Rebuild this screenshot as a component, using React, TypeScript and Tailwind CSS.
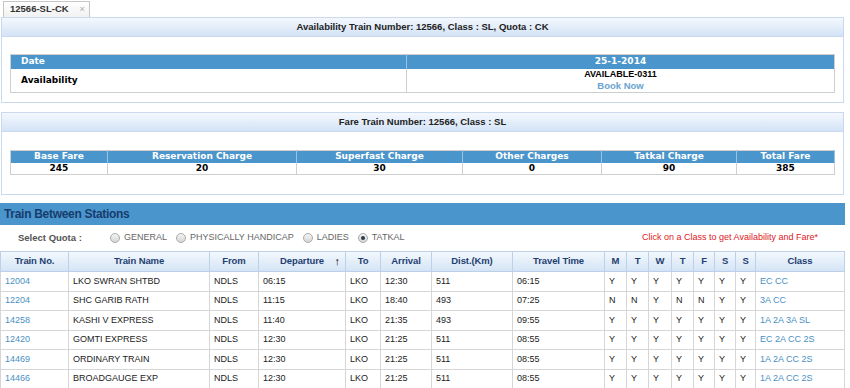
import React from 'react';

const trains = [
  { no: '12004', name: 'LKO SWRAN SHTBD', from: 'NDLS', dep: '06:15', to: 'LKO', arr: '12:30', dist: '511', time: '06:15', days: 'YYYYYYY', cls: 'EC CC' },
  { no: '12204', name: 'SHC GARIB RATH', from: 'NDLS', dep: '11:15', to: 'LKO', arr: '18:40', dist: '493', time: '07:25', days: 'NNYNNYY', cls: '3A CC' },
  { no: '14258', name: 'KASHI V EXPRESS', from: 'NDLS', dep: '11:40', to: 'LKO', arr: '21:35', dist: '493', time: '09:55', days: 'YYYYYYY', cls: '1A 2A 3A SL' },
  { no: '12420', name: 'GOMTI EXPRESS', from: 'NDLS', dep: '12:30', to: 'LKO', arr: '21:25', dist: '511', time: '08:55', days: 'YYYYYYY', cls: 'EC 2A CC 2S' },
  { no: '14469', name: 'ORDINARY TRAIN', from: 'NDLS', dep: '12:30', to: 'LKO', arr: '21:25', dist: '511', time: '08:55', days: 'YYYYYYY', cls: '1A 2A CC 2S' },
  { no: '14466', name: 'BROADGAUGE EXP', from: 'NDLS', dep: '12:30', to: 'LKO', arr: '21:25', dist: '511', time: '08:55', days: 'YYYYYYY', cls: '1A 2A CC 2S' },
];

const fares = [
  { label: 'Base Fare', value: '245', w: 'w-[97px]' },
  { label: 'Reservation Charge', value: '20', w: 'w-[189px]' },
  { label: 'Superfast Charge', value: '30', w: 'w-[166px]' },
  { label: 'Other Charges', value: '0', w: 'w-[139px]' },
  { label: 'Tatkal Charge', value: '90', w: 'w-[135px]' },
  { label: 'Total Fare', value: '385', w: '' },
];

const quotas = ['GENERAL', 'PHYSICALLY HANDICAP', 'LADIES', 'TATKAL'];

function Radio({ checked }: { checked?: boolean }) {
  return (
    <span className="w-[10px] h-[10px] rounded-full border border-[#a9a9a9] bg-gradient-to-b from-[#f4f4f4] to-[#d6d6d6] flex items-center justify-center">
      {checked && <span className="w-[4px] h-[4px] rounded-full bg-[#2b3b4b]" />}
    </span>
  );
}

function PanelHeader({ children }: { children: React.ReactNode }) {
  return (
    <div className="h-[19px] bg-gradient-to-b from-[#f4f8fd] to-[#d3e3f6] border-b border-[#c9daef] flex items-center justify-center text-[9.5px] font-bold text-[#222]">
      {children}
    </div>
  );
}

export default function App() {
  const th = 'border border-[#bcd1e9] text-center font-bold text-[9.5px] text-[#1f4070] tracking-[-0.1px]';
  const td = 'border border-[#d6d6d6] pl-[4px] text-[9px] whitespace-nowrap';
  const dark = 'text-[#222]';
  const link = 'text-[#4a8fc3]';
  const verdana = "font-['DejaVu_Sans',Verdana,sans-serif]";

  return (
    <div className="w-[850px] h-[388px] overflow-hidden bg-white font-['Liberation_Sans',Arial,sans-serif]">
      {/* tab strip */}
      <div className="h-[17px] pl-[3px] flex items-end">
        <div className="h-[16px] w-[87px] border border-b-0 border-[#c6c6c6] bg-gradient-to-b from-[#ffffff] to-[#f1f1f1] flex items-center pl-[6px] gap-[11px]">
          <span className="text-[9.5px] font-bold text-[#333]">12566-SL-CK</span>
          <span className="text-[9px] text-[#aaa] leading-none">×</span>
        </div>
      </div>

      {/* availability panel */}
      <div className="ml-[1px] w-[843px] border border-[#c9daef] bg-white">
        <PanelHeader>Availability Train Number: 12566, Class : SL, Quota : CK</PanelHeader>
        <div className="pt-[17px] pb-[9px] pl-[8px]">
          <table className="w-[825px] table-fixed border-collapse border border-[#cfcfcf]">
            <colgroup>
              <col className="w-[396px]" />
              <col />
            </colgroup>
            <tbody>
              <tr className="h-[13px] bg-[#4a96cc] text-white font-bold">
                <td className={`pl-[10px] text-[9px] ${verdana} border-r border-[#9cc2e2]`}>Date</td>
                <td className={`text-center text-[9px] ${verdana}`}>25-1-2014</td>
              </tr>
              <tr className="h-[24px]">
                <td className={`pl-[10px] text-[9px] font-bold text-black ${verdana} border-r border-[#cfcfcf]`}>Availability</td>
                <td className="text-center leading-[11px]">
                  <div className="text-[9px] font-bold text-black">AVAILABLE-0311</div>
                  <div className="text-[9.5px] font-bold text-[#6aa3cf]">Book Now</div>
                </td>
              </tr>
            </tbody>
          </table>
        </div>
      </div>

      {/* fare panel */}
      <div className="mt-[9px] ml-[1px] w-[843px] border border-[#c9daef] bg-white">
        <PanelHeader>Fare Train Number: 12566, Class : SL</PanelHeader>
        <div className="pt-[18px] pb-[19px] pl-[8px]">
          <table className={`w-[825px] table-fixed border-collapse border border-[#cfcfcf] ${verdana}`}>
            <colgroup>
              {fares.map((f) => (
                <col key={f.label} className={f.w} />
              ))}
            </colgroup>
            <tbody>
              <tr className="h-[12px] bg-[#4a96cc]">
                {fares.map((f) => (
                  <td key={f.label} className="text-center text-[9px] leading-[11px] font-bold text-white border-r border-[#9cc2e2]">
                    {f.label}
                  </td>
                ))}
              </tr>
              <tr className="h-[12px]">
                {fares.map((f) => (
                  <td key={f.label} className="text-center text-[9px] leading-[11px] font-bold text-black border-r border-[#cfcfcf]">
                    {f.value}
                  </td>
                ))}
              </tr>
            </tbody>
          </table>
        </div>
      </div>

      {/* train between stations */}
      <div className="mt-[8px] w-[845px] h-[22px] bg-[#4a96cc] flex items-center pl-[4px]">
        <span className="text-[12px] font-bold text-[#173c6e] tracking-[-0.3px]">Train Between Stations</span>
      </div>

      <div className="w-[845px] h-[26px] flex items-center">
        <span className="ml-[18px] w-[92px] text-[9.5px] font-bold text-[#555]">Select Quota :</span>
        <div className="flex items-center gap-[9px]">
          {quotas.map((q) => (
            <label key={q} className="flex items-center gap-[4px] text-[9px] text-[#666]">
              <Radio checked={q === 'TATKAL'} />
              {q}
            </label>
          ))}
        </div>
        <span className="ml-auto mr-[27px] text-[9px] text-[#e0201e]">Click on a Class to get Availability and Fare*</span>
      </div>

      <table className="w-[845px] table-fixed border-collapse">
        <colgroup>
          <col className="w-[68px]" />
          <col className="w-[141px]" />
          <col className="w-[49px]" />
          <col className="w-[87px]" />
          <col className="w-[35px]" />
          <col className="w-[51px]" />
          <col className="w-[81px]" />
          <col className="w-[92px]" />
          <col className="w-[22px]" />
          <col className="w-[22px]" />
          <col className="w-[23px]" />
          <col className="w-[22px]" />
          <col className="w-[21px]" />
          <col className="w-[21px]" />
          <col className="w-[20px]" />
          <col />
        </colgroup>
        <thead>
          <tr className="h-[20px] bg-gradient-to-b from-[#f3f8fd] to-[#d3e3f5]">
            <th className={th}>Train No.</th>
            <th className={th}>Train Name</th>
            <th className={th}>From</th>
            <th className={th}>
              <div className="flex items-center justify-center relative">
                Departure
                <span className="absolute right-[5px] text-[11px] text-black font-normal leading-none">↑</span>
              </div>
            </th>
            <th className={th}>To</th>
            <th className={th}>Arrival</th>
            <th className={th}>Dist.(Km)</th>
            <th className={th}>Travel Time</th>
            <th className={th}>M</th>
            <th className={th}>T</th>
            <th className={th}>W</th>
            <th className={th}>T</th>
            <th className={th}>F</th>
            <th className={th}>S</th>
            <th className={th}>S</th>
            <th className={th}>Class</th>
          </tr>
        </thead>
        <tbody>
          {trains.map((t) => (
            <tr key={t.no} className="h-[19.5px]">
              <td className={`${td} ${link}`}>{t.no}</td>
              <td className={`${td} ${dark}`}>{t.name}</td>
              <td className={`${td} ${dark}`}>{t.from}</td>
              <td className={`${td} ${dark}`}>{t.dep}</td>
              <td className={`${td} ${dark}`}>{t.to}</td>
              <td className={`${td} ${dark}`}>{t.arr}</td>
              <td className={`${td} ${dark}`}>{t.dist}</td>
              <td className={`${td} ${dark}`}>{t.time}</td>
              {t.days.split('').map((d, i) => (
                <td key={i} className={`${td} ${dark}`}>{d}</td>
              ))}
              <td className={`${td} ${link}`}>{t.cls}</td>
            </tr>
          ))}
        </tbody>
      </table>
    </div>
  );
}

----------

» Exercise:
Everything from the first line of the listing above through the line that contains "import React from 'react';" is to be restated word for word, minus the pictures.

» Solution:
Rebuild this screenshot as a component, using React, TypeScript and Tailwind CSS.
import React from 'react';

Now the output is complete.